The market appears to be digesting recent gains and waiting for a new wave of demand to drive the next rebound.
From a technical perspective, Bitcoin failed to clear external liquidity near $109,000, leading to a bearish tendency on the 4-hour chart. The current price trend remains confined within a downward channel, with a key focus area between $103,400 and $104,600.
This area coincides with the fair value gap (FVG) on the daily chart and is supported by the 200-day exponential moving average (EMA), increasing the possibility of a short-term rebound.

Given BTC's potential to attract liquidity in the current price range, the possibility of breaking through the downward channel and setting new highs still exists. However, the overall market structure may remain in a consolidation state until bullish momentum returns and on-chain activity recovers.
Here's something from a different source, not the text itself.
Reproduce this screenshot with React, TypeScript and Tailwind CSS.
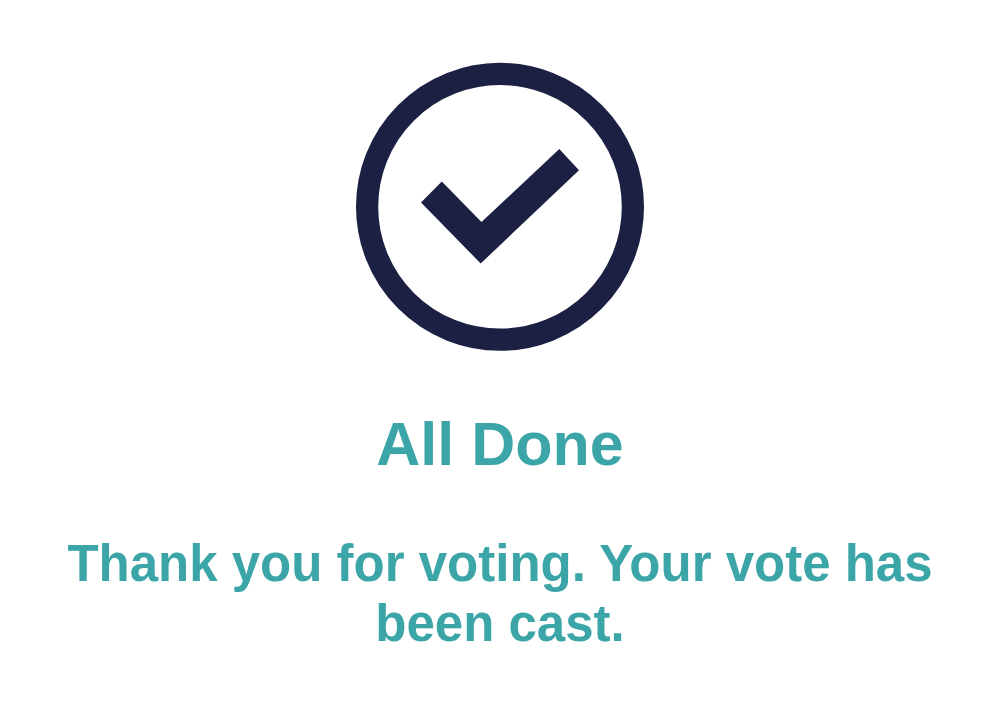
export default function App() {
  return (
    <main className="flex min-h-screen flex-col items-center bg-white px-10 pt-[62px] pb-12 text-center font-['Liberation_Sans',Arial,sans-serif] font-bold text-[#3ca5a8]">
      <svg className="size-[290px]" viewBox="0 0 290 290" fill="none" aria-hidden="true">
        <circle cx="145" cy="144.8" r="132.9" stroke="#1c2143" strokeWidth="22.2" />
        <path d="M66 140.5 L86.8 119.5 L126.5 160 L204.3 87 L224 108.3 L125.7 201.5 Z" fill="#1c2143" />
      </svg>
      <h1 className="mt-14 text-[61px] leading-[72px]">All Done</h1>
      <p className="mt-[54px] text-[51px] leading-[60px]">Thank you for voting. Your vote has been cast.</p>
    </main>
  );
}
Core Inflation Rises, Bitcoin Faces Pressure
The lack of further upward momentum may mean the downward trend will continue next week. Despite recent optimism about potential Federal Reserve rate cuts, the latest inflation data suggests the Fed has little reason to change its stance.
The Fed's preferred inflation metric, the Personal Consumption Expenditures (PCE) index, rose to 2.3%, in line with expectations; the core PCE index rose to 2.7%, slightly higher than the predicted 2.6%. This is the first increase since February 2025, reflecting a resurgence of inflationary pressure.
As there are no signs of consumer price increases weakening, the Federal Reserve may maintain current rates and keep financial conditions tight - which is not particularly favorable for risk assets like Bitcoin.
glassnode's data also reinforces this cautious view, as second-quarter spot trading volume only slightly increased to $7.7 billion. Previously, transfer volumes in the early part of this quarter dropped by 36%, indicating a clear reduction in speculative sentiment.

However, US stocks have reached new highs, and we'll see if they continue to surge on Monday, potentially pushing BTC above $110,000. If the price breaks through the consolidation range, combined with continued strong inflows into the Bitcoin spot ETF, the market may welcome a new bullish trend.